(Items from a dataset)
• • •
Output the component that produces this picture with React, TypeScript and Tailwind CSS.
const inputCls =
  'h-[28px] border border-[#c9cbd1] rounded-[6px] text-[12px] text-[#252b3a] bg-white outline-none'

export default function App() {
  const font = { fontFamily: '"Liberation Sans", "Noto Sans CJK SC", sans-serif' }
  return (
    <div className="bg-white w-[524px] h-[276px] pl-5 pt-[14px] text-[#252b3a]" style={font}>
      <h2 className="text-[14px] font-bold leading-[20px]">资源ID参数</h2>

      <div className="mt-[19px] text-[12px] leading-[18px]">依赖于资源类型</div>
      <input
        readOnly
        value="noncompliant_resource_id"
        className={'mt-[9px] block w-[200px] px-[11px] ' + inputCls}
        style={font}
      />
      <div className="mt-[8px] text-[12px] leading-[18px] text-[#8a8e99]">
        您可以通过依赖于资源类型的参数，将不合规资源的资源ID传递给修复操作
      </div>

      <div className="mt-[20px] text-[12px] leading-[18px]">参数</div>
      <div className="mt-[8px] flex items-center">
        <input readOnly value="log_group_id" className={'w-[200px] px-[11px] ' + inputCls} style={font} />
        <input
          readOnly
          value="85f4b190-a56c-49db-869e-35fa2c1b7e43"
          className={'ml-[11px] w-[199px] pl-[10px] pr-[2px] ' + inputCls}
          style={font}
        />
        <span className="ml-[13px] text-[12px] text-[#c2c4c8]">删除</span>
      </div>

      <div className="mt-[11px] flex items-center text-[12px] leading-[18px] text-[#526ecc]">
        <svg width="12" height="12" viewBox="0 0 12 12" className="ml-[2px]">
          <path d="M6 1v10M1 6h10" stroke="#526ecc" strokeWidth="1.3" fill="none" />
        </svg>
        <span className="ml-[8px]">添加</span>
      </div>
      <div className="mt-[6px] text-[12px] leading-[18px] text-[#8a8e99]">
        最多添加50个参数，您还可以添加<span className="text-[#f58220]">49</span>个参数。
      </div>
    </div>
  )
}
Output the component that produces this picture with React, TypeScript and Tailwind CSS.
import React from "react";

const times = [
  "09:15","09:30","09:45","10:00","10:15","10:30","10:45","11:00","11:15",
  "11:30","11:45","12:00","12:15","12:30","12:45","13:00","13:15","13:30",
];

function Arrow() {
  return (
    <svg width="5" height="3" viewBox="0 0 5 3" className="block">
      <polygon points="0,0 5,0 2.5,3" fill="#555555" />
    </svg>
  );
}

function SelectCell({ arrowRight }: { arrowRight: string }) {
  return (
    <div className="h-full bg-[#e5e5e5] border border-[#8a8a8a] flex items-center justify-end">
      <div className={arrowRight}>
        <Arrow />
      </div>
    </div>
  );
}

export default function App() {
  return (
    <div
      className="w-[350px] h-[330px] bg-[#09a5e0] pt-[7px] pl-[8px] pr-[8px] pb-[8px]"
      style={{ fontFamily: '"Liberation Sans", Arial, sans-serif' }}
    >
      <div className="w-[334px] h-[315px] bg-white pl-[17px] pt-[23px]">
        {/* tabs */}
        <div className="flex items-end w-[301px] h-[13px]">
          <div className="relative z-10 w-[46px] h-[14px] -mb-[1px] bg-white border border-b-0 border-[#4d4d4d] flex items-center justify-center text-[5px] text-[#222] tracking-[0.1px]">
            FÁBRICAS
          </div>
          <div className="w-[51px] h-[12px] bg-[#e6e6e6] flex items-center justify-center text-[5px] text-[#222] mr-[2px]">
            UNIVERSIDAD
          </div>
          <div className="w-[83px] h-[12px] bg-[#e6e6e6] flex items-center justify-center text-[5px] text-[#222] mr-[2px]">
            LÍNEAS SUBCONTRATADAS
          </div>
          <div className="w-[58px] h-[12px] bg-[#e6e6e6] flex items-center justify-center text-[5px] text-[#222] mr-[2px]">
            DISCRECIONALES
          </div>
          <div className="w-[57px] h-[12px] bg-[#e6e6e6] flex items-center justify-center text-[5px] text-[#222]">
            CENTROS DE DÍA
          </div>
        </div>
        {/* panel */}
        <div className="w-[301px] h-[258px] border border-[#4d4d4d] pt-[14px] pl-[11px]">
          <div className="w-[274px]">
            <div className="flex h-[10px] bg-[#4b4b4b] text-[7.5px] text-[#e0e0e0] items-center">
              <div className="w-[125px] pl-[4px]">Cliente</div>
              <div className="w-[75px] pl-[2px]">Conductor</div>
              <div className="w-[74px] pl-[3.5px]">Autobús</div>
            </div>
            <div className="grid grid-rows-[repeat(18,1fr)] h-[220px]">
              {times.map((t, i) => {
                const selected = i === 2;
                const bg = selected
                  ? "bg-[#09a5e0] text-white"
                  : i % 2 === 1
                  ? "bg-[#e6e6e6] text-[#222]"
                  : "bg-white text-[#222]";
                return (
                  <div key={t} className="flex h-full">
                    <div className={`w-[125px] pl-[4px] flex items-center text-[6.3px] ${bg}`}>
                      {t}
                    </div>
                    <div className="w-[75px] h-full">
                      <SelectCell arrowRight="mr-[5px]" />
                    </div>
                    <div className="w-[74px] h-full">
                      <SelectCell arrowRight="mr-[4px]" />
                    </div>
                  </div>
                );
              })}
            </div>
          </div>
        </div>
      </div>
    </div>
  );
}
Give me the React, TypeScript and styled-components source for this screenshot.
• • •
What you need to do
Using the entries above, quote each line verbatim from the first through the line that contains "text-[#252b3a] bg-white outline-none'".

Output of the task
Output the component that produces this picture with React, TypeScript and Tailwind CSS.
const inputCls =
  'h-[28px] border border-[#c9cbd1] rounded-[6px] text-[12px] text-[#252b3a] bg-white outline-none'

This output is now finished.